Posted by: frank calzon | July 23, 2008 at 01:29 AM
Dear Mr. Calzon,
As someone who has family on the island and travels there frequently, I would like to thank you for the short wave radios. My family members who are not dissidents or any kind of opposition possess and cherish many of your short wave radios.
The U.S. Interests Sections, which has limited contacts on the island, hands them out with passion. There are hundreds if not thousands of construction workers, employees at the oil refineries, sugar workers and others who have received your short wave radios from aid workers, American journalists and other middle men. Many of those that use the radios are communist party members.
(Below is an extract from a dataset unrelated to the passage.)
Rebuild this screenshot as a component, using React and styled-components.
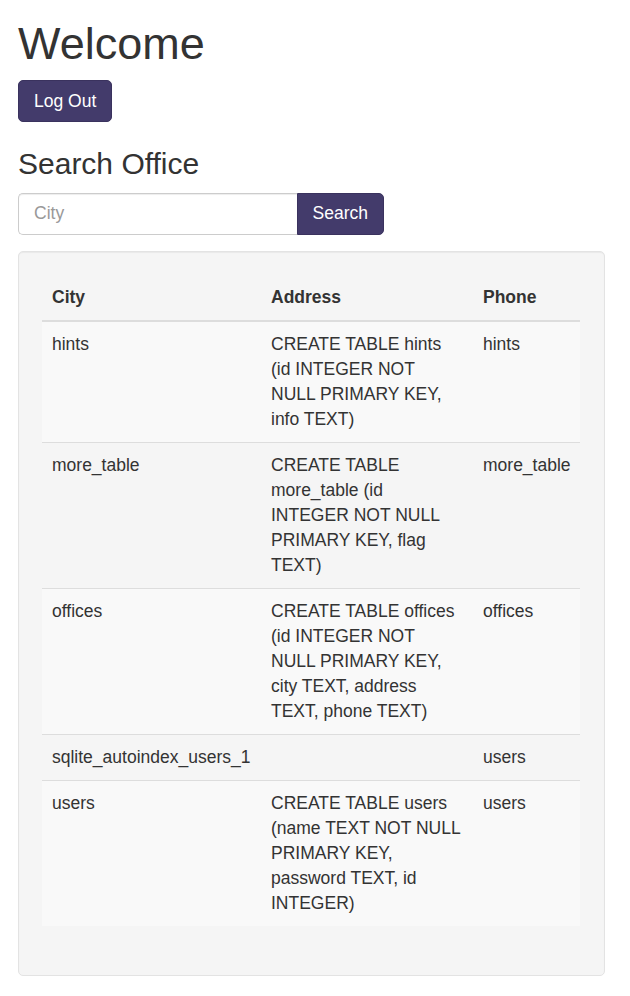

But hey, you can still gloat about how you have delivered them. What you fail to address is what results the tax dollars have led to. Un abrazo de los duenos de tus productos y que sigas mandando las cosas a isla.
Jota
Posted by: Anonymous | July 25, 2008 at 03:04 PM
I won't mention Calzon's violent past or his work for the CIA, as I am afraid this blog might get censored by his lawyers. Today he makes his living as professional regime changer, giving money mostly to his friends in Miami and a few luck people in havana who get video games, cashmere sweaters and Godiva chocolates. Calzon would have the support of less than 1% of actual Cubans with his hardline nonsense. Still, US taxpayers funnel millions though his organization, producing nothing but hate and distrust.
Mr. Calzon admits to having at least a half million dollars of taxpayer money embezzled by his Chief of Staff, right under his nose. Calzon has not told anyone where the money went or exactly how much, but somehow he was able to "put back" the money into his account. The guy getting the blame for the mess - Mr. Sixto - walks around a free man more than a year after the facts came out.
BTW, this ambassador of the Cuban community, Mr. Calzon, does not think Cuban-Americans have the right to send whatever money they want to family members in Cuba. He and his group are also against the right to travel freely back to Cuba to see friends and family. Never-mind the rights of you and to travel where we please.